Kajian ini juga menemukan akses yang lebih besar terhadap penggunaan internet pribadi di antara remaja dan kurangnya setelan yang dilakukan orangtua terhadap penggunaan internet terkait pada lebih banyaknya keterlibatan dalam perilaku seksual online. “Anak dan orangtua memiliki ide yang sangat berbeda mengenai kapan ada peraturan dan kapan tidak,” ujar dia.
Temple menyatakan, orang seharusnya terus memperkirakan adanya riset dan temuan seperti ini karena gadget seperti smartphone sudah umum di kalangan anak-anak dan remaja. “Kita mungkin memberikan akses anak kepada dunia online dan mengatakan ‘itu urusan mereka’ tapi saya kira kita tidak bisa melakukan itu lagi,” papar dia.

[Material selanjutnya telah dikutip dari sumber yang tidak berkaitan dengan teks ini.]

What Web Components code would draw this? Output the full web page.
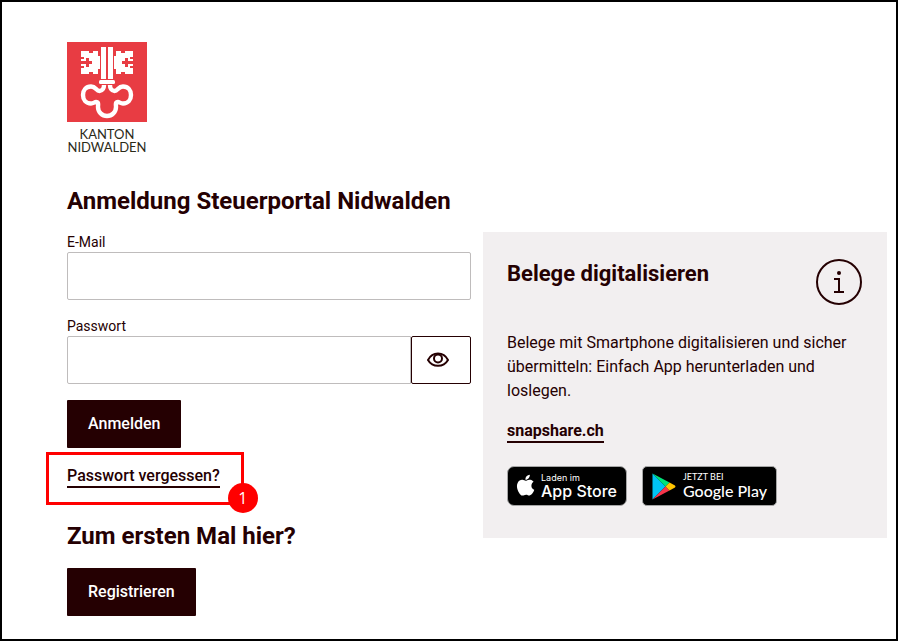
<!DOCTYPE html>
<html lang="de">
<head>
<meta charset="utf-8">
<title>Steuerportal Nidwalden</title>
<style>
  body { margin: 0; background: #fff; color: #250002; font-family: Roboto, "Liberation Sans", sans-serif; font-size: 16px; line-height: 24px; }
</style>
</head>
<body>
<login-page></login-page>
<script>
function define(name, html) {
  const template = document.createElement('template');
  template.innerHTML = '<style>*{box-sizing:border-box}</style>' + html;
  customElements.define(name, class extends HTMLElement {
    constructor() {
      super();
      this.attachShadow({ mode: 'open' }).append(template.content.cloneNode(true));
    }
  });
}

define('canton-logo', `
<style>
  :host { display: flex; flex-direction: column; align-items: center; width: 80px; color: #2b2a18; font: 13px/13px Lato, sans-serif; text-align: center; }
  svg { display: block; }
  .name { margin-top: 6px; }
  .name span { display: block; }
</style>
<svg width="80" height="80" viewBox="0 0 80 80" role="img" aria-label="Wappen">
  <rect width="80" height="80" fill="#e83c43"/>
  <g fill="#fff">
    <path d="M34 5h5v32h-5zM41 5h5v32h-5z"/>
    <rect x="32" y="38" width="16" height="4" rx="1.5"/>
    <path d="M14 9h8v2h4V9h5v5h2v13h-2v5h-5v-2h-4v2h-8v-6h3v-2h-3v-2h5v3h3v-3h3v-3h-3v-3h-3v3h-5v-2h3v-2h-3z"/>
    <path transform="translate(80 0) scale(-1 1)" d="M14 9h8v2h4V9h5v5h2v13h-2v5h-5v-2h-4v2h-8v-6h3v-2h-3v-2h5v3h3v-3h3v-3h-3v-3h-3v3h-5v-2h3v-2h-3z"/>
  </g>
  <path fill="none" stroke="#fff" stroke-width="4.4" stroke-linejoin="round" d="M37 43C37 46 35.500 49 32.500 49C29 49 29 44.500 24 44.500C19 44.500 16 48 16 53C16 58 19 61.500 24 61.500C26.500 61.500 27.500 60 29 60C32 60 31 63 31 65C31 70 35 74 40 74C45 74 49 70 49 65C49 63 48 60 51 60C52.500 60 53.500 61.500 56 61.500C61 61.500 64 58 64 53C64 48 61 44.500 56 44.500C51 44.500 51 49 47.500 49C44.500 49 43 46 43 43"/>
</svg>
<div class="name"><span>KANTON</span><span>NIDWALDEN</span></div>
`);

define('section-title', `
<style>
  :host { display: block; }
  h2 { margin: 0; font-size: 24px; line-height: 32px; font-weight: 700; }
  :host([compact]) h2 { font-size: 22px; }
</style>
<h2><slot></slot></h2>
`);

define('text-link', `
<style>
  :host { display: block; }
  a { display: block; width: fit-content; color: inherit; font-weight: 500; line-height: 24px; text-decoration: none; box-shadow: inset 0 -2px currentColor; }
  :host([strong]) a { font-weight: 700; }
</style>
<a href="#"><slot></slot></a>
`);

define('primary-button', `
<style>
  :host { display: block; }
  button { display: block; height: 48px; padding: 0 21px; border: 0; border-radius: 1px; background: #250002; color: #fff; font: 500 16px/24px Roboto, sans-serif; }
</style>
<button type="button"><slot></slot></button>
`);

define('email-field', `
<style>
  :host { display: block; }
  label { display: block; font-size: 14px; line-height: 20px; }
  input { display: block; width: 100%; height: 48px; padding: 0 12px; border: 1px solid #bfbcbc; border-radius: 2px; background: #fff; font: inherit; color: inherit; }
</style>
<label for="email">E-Mail</label>
<input id="email" type="email">
`);

define('password-field', `
<style>
  :host { display: block; }
  label { display: block; font-size: 14px; line-height: 20px; }
  .row { display: flex; height: 48px; }
  input { flex: 1; min-width: 0; padding: 0 12px; border: 1px solid #bfbcbc; border-radius: 2px 0 0 2px; background: #fff; font: inherit; color: inherit; }
  button { display: flex; align-items: center; width: 60px; padding: 0 15px; border: 1px solid #250002; border-radius: 2px; background: #fff; color: #250002; }
</style>
<label for="password">Passwort</label>
<div class="row">
  <input id="password" type="password">
  <button type="button" aria-label="Passwort anzeigen">
    <svg width="22" height="16" viewBox="0 0 22 16" fill="none" stroke="currentColor" stroke-width="2" stroke-linejoin="round"><path d="M1 8C5.500-.6 16.500-.6 21 8C16.500 15.800 5.500 15.800 1 8Z"/><circle cx="11" cy="6.500" r="4"/></svg>
  </button>
</div>
`);

define('callout-box', `
<style>
  :host { display: block; position: relative; }
  .frame { position: absolute; inset: -12px -24px -17px -21px; border: 3px solid #f00; pointer-events: none; }
  .number { position: absolute; right: -17px; bottom: -11px; width: 30px; height: 30px; border-radius: 50%; background: #f00; color: #fff; font: 16px/30px "Open Sans", sans-serif; text-align: center; }
</style>
<slot></slot>
<div class="frame"><span class="number">1</span></div>
`);

define('app-store-badge', `
<style>
  :host { display: block; }
  a { display: flex; align-items: center; gap: 6px; width: 120px; height: 40px; padding-left: 8px; border: 1px solid #a6a6a6; border-radius: 7px; background: #000; color: #fff; text-decoration: none; font-family: Inter, sans-serif; white-space: nowrap; }
  .small { display: block; font-size: 9px; line-height: 10px; }
  .big { display: block; font-size: 16px; line-height: 16px; font-weight: 500; }
</style>
<a href="#">
  <svg width="19" height="24" viewBox="0 0 19 24" fill="#fff"><path d="M15.300 11.800c0-2 1.600-3 1.700-3.100-1-1.400-2.400-1.600-3-1.600-1.300-.1-2.500.8-3.100.8s-1.600-.8-2.700-.7c-1.400 0-2.600.8-3.300 2-1.500 2.400-.4 6.100 1 8.100.7 1 1.500 2.100 2.600 2 1 0 1.400-.7 2.700-.7s1.600.7 2.700.6c1.100 0 1.800-1 2.500-2 .8-1.100 1.100-2.200 1.100-2.300 0 0-2.200-.8-2.200-3.100zM13.200 5.900c.6-.7 1-1.700.9-2.700-.9 0-1.900.6-2.500 1.300-.5.600-1 1.600-.9 2.600 1 .1 1.900-.5 2.500-1.200z" transform="translate(-4.500 -3.500) scale(1.300)"/></svg>
  <span><span class="small">Laden im</span><span class="big">App Store</span></span>
</a>
`);

define('google-play-badge', `
<style>
  :host { display: block; }
  a { display: flex; align-items: center; gap: 7px; width: 135px; height: 40px; padding-left: 9px; border: 1px solid #a6a6a6; border-radius: 5px; background: #000; color: #fff; text-decoration: none; white-space: nowrap; }
  .small { display: block; font: 9px/10px Lato, sans-serif; }
  .big { display: block; font: 500 16px/18px Lato, sans-serif; }
</style>
<a href="#">
  <svg width="24" height="27" viewBox="0 0 24 27"><path fill="#00c3f5" d="M.5.500v26L13.500 13.500z"/><path fill="#00e37a" d="M.5.500 17.500 9.500 13.500 13.500z"/><path fill="#f6354b" d="M.5 26.500 17.500 17.500 13.500 13.500z"/><path fill="#ffc400" d="M17.500 9.500 23 12.500q1 1 0 2L17.500 17.500 13.500 13.500z"/></svg>
  <span><span class="small">JETZT BEI</span><span class="big">Google Play</span></span>
</a>
`);

define('info-card', `
<style>
  :host { display: block; padding: 26px 24px 32px; background: #f2eff0; }
  header { display: flex; justify-content: space-between; align-items: flex-start; margin-bottom: 25px; }
  svg { display: block; }
  p { margin: 0 0 16px; }
  .badges { display: flex; flex-wrap: wrap; gap: 15px; margin-top: 23px; }
</style>
<header>
  <section-title compact>Belege digitalisieren</section-title>
  <svg width="48" height="48" viewBox="0 0 48 48" fill="none" stroke="#250002" stroke-width="2" aria-hidden="true"><circle cx="24" cy="24" r="22"/><path d="M19 21h5v13M19 34h10"/><circle cx="24" cy="15" r="2" fill="#250002" stroke="none"/></svg>
</header>
<p>Belege mit Smartphone digitalisieren und sicher übermitteln: Einfach App herunterladen und loslegen.</p>
<text-link strong>snapshare.ch</text-link>
<div class="badges"><app-store-badge></app-store-badge><google-play-badge></google-play-badge></div>
`);

define('login-page', `
<style>
  :host { display: block; box-sizing: border-box; min-height: 100vh; padding: 40px 9px 23px 65px; border: 2px solid #000; }
  .top { margin: 31px 0 15px; }
  .columns { display: grid; grid-template-columns: 1fr 1fr; gap: 12px; align-items: start; }
  form { display: flex; flex-direction: column; align-items: flex-start; gap: 16px; }
  email-field, password-field { width: 100%; }
  .register { margin-top: 16px; }
</style>
<canton-logo></canton-logo>
<section-title class="top">Anmeldung Steuerportal Nidwalden</section-title>
<div class="columns">
  <form>
    <email-field></email-field>
    <password-field></password-field>
    <primary-button>Anmelden</primary-button>
    <callout-box><text-link>Passwort vergessen?</text-link></callout-box>
    <section-title class="register">Zum ersten Mal hier?</section-title>
    <primary-button>Registrieren</primary-button>
  </form>
  <info-card></info-card>
</div>
`);
</script>
</body>
</html>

Menurut Temple, orangtua seharusnya juga hadir dalam kehidupan online anak mereka sebagaimana di kehidupan offline. Kalau itu mustahil, setidaknya orangtua memahami media sosial, termasuk Facebook, Twitter dan Instagram. “Apa yang terjadi di dunia online bisa terjadi di dunia offline dan apa yang terjadi di dunia offline bisa terjadi di dunia online,” ujar dia.
Dick menyatakan, penting juga bagi orangtua agar menunjukkan sikap online yang baik dan dalam hubungan mereka. “Penting bagi orangtua untuk memikirkan bagaimana mereka bisa menjadi model yang baik untuk anak-anaknya,” ujar Dick.